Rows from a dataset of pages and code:
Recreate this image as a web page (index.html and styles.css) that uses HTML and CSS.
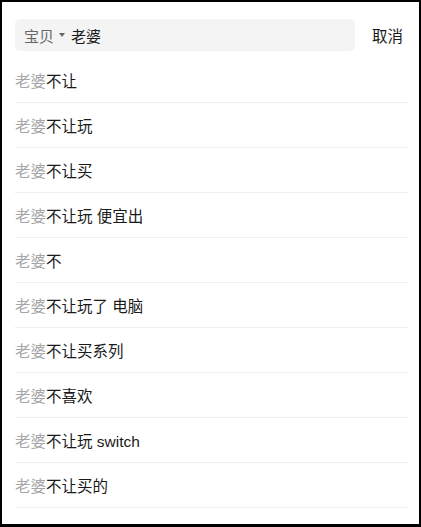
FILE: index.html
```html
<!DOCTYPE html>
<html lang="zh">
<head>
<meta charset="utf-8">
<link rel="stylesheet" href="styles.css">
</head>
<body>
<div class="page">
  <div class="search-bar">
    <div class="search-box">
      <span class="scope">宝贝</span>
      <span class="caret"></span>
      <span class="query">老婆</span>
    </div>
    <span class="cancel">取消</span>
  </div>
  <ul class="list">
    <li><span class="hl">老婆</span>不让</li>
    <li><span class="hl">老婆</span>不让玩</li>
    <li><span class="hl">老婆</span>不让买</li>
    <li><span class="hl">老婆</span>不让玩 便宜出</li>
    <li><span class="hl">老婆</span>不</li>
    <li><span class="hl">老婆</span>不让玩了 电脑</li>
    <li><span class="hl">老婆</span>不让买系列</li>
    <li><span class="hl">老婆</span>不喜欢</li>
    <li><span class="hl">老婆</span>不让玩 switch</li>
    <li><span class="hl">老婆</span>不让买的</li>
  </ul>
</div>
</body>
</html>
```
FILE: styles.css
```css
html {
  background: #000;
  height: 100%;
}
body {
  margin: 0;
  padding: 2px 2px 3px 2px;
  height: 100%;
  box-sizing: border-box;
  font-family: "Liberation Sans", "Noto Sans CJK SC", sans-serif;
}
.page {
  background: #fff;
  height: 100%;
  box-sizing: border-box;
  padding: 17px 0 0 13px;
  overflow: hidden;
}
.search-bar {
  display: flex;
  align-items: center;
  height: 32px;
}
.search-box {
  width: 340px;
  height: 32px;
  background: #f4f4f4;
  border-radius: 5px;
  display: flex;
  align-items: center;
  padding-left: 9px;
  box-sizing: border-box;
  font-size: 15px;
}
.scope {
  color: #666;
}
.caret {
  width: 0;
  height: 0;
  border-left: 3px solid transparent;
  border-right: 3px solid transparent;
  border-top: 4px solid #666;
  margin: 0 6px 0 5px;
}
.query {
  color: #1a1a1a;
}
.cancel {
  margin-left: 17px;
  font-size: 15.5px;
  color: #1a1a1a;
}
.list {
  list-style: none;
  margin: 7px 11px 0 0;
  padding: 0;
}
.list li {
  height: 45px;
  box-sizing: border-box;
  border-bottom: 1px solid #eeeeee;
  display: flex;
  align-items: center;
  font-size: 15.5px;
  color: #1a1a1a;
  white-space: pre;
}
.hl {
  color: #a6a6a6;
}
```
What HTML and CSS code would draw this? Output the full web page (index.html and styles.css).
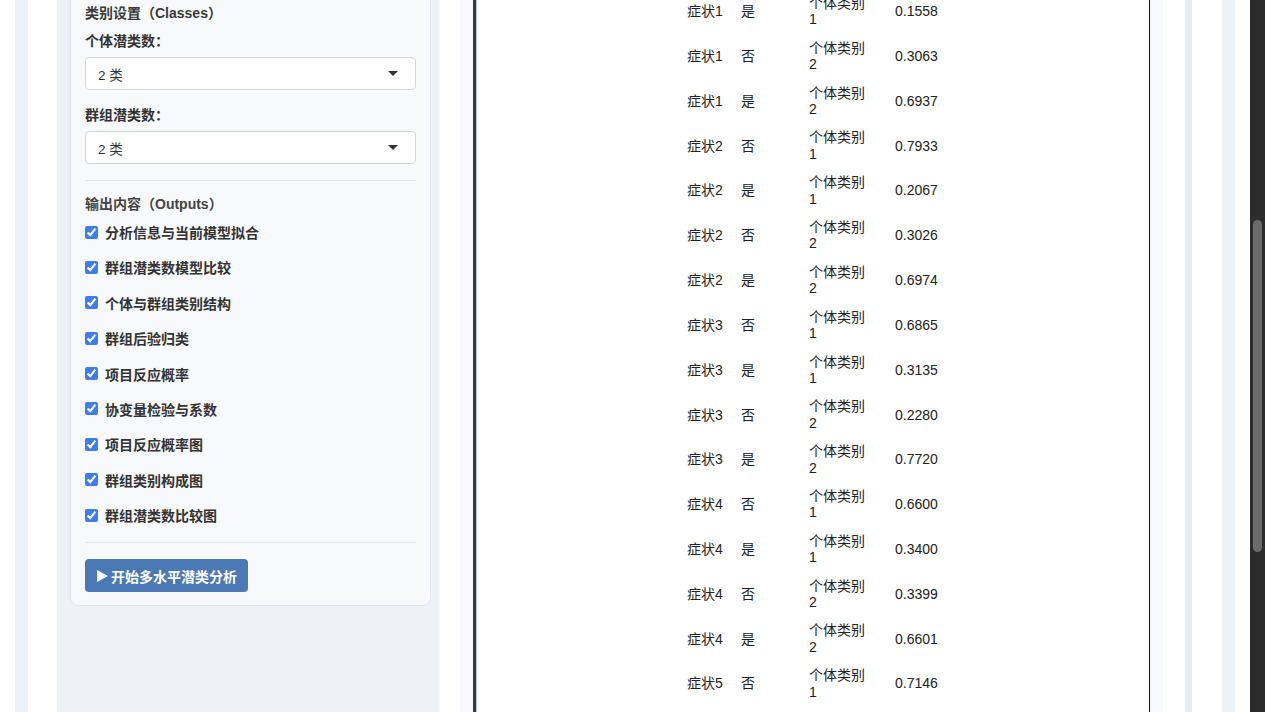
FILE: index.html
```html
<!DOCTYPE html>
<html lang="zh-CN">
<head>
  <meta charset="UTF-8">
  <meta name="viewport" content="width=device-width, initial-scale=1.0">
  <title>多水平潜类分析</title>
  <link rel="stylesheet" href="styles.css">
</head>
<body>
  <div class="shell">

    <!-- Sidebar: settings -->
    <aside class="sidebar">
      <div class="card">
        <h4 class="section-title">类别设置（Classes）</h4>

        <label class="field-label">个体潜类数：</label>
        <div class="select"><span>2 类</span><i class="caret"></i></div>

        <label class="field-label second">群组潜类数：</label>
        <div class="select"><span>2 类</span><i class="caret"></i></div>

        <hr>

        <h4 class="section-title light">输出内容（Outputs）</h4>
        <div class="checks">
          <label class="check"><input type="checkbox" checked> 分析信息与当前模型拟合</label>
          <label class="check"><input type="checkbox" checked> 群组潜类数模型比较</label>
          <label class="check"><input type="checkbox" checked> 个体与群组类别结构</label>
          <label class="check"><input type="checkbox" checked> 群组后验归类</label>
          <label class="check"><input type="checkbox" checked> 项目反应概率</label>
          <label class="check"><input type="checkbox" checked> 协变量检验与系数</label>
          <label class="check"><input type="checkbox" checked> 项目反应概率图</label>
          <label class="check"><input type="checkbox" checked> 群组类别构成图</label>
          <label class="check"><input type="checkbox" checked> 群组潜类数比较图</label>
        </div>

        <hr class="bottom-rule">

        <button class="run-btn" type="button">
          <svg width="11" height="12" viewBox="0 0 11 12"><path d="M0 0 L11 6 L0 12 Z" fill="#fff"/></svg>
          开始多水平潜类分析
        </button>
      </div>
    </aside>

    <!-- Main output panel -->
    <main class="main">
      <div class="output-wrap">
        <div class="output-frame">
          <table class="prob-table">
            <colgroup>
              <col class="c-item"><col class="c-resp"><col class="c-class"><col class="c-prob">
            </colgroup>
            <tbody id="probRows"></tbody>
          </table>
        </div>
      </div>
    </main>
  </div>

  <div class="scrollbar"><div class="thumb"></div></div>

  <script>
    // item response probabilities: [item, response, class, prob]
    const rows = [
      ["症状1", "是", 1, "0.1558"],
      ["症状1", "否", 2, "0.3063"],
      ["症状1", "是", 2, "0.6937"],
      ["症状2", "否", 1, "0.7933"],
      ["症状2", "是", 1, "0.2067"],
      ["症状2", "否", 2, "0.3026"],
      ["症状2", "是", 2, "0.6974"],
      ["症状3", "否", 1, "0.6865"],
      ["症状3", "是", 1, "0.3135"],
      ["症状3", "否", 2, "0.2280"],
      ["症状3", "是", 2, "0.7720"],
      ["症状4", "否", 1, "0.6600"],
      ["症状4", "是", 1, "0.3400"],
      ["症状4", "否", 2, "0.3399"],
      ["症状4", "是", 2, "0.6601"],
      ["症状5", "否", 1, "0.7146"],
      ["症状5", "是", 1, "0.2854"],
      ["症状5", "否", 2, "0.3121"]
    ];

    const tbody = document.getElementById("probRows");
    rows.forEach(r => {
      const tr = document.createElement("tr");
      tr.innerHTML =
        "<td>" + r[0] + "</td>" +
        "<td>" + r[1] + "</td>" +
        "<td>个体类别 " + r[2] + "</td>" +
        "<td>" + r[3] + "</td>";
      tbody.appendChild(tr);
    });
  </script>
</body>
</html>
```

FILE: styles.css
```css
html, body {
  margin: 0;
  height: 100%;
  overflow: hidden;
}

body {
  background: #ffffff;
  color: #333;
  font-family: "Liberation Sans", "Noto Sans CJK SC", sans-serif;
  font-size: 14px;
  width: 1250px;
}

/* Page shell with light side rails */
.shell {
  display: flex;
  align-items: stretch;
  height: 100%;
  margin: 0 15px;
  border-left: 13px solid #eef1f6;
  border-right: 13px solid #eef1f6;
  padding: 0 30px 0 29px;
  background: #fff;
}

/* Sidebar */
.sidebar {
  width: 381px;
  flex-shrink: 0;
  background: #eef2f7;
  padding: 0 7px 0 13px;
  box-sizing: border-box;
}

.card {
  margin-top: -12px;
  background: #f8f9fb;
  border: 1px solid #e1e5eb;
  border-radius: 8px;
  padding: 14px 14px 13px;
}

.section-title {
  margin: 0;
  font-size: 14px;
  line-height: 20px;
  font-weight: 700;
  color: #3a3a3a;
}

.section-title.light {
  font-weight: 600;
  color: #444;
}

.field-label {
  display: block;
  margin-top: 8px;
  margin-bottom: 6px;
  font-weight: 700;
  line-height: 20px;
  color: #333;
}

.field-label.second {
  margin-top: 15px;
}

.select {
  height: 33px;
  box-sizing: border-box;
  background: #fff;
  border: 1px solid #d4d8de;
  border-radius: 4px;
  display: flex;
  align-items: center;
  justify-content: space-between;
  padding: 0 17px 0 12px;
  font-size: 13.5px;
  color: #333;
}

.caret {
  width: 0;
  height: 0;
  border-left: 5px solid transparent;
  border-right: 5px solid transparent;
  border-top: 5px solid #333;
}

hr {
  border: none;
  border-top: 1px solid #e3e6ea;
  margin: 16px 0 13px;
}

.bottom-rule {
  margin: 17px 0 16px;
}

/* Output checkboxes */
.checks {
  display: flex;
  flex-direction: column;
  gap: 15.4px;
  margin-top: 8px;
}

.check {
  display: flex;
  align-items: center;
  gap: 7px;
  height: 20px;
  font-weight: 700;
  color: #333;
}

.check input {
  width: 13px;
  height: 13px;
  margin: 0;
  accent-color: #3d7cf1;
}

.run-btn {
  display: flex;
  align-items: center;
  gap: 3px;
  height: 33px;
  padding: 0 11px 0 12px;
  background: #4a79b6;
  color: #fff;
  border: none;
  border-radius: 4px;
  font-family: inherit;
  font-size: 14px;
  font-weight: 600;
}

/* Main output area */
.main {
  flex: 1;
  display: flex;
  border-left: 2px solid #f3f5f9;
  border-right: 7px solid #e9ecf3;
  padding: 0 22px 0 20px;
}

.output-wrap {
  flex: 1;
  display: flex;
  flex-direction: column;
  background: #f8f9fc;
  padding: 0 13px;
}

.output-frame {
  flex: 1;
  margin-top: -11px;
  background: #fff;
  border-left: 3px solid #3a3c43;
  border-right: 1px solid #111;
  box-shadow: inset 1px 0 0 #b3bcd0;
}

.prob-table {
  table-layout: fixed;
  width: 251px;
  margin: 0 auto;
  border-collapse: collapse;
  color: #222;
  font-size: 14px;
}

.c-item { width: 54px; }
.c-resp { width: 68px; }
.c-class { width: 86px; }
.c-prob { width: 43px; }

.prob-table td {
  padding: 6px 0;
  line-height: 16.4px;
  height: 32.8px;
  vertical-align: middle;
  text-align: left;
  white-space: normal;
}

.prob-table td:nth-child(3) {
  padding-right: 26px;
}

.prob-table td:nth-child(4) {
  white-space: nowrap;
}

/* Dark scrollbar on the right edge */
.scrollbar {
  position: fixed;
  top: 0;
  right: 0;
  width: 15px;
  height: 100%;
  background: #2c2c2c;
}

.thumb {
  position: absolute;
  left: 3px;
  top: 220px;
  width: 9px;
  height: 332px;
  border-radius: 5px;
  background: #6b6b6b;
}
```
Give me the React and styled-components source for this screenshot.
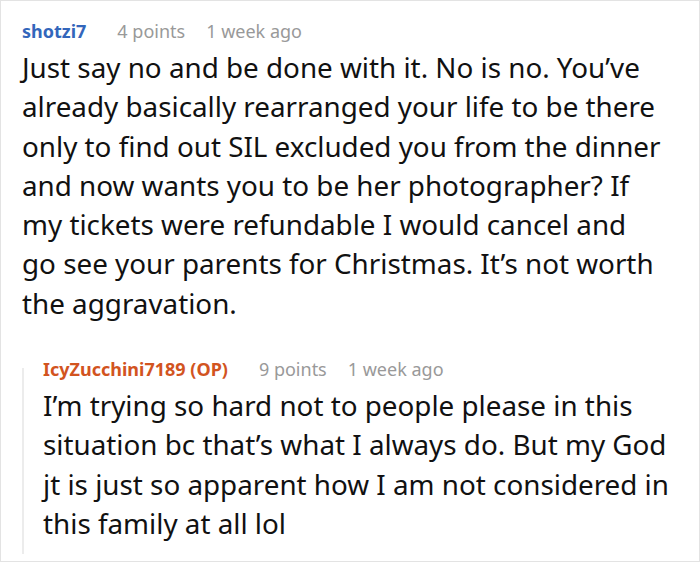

▶ **Problem to solve**
Where a line of the records above holds the word "this", copy that line.

▶ **Response below**
Recreate this image as a web page (index.html and styles.css) that uses HTML and CSS.
What HTML and CSS code would draw this? Output the full web page (index.html and styles.css).
Give me the React and styled-components source for this screenshot.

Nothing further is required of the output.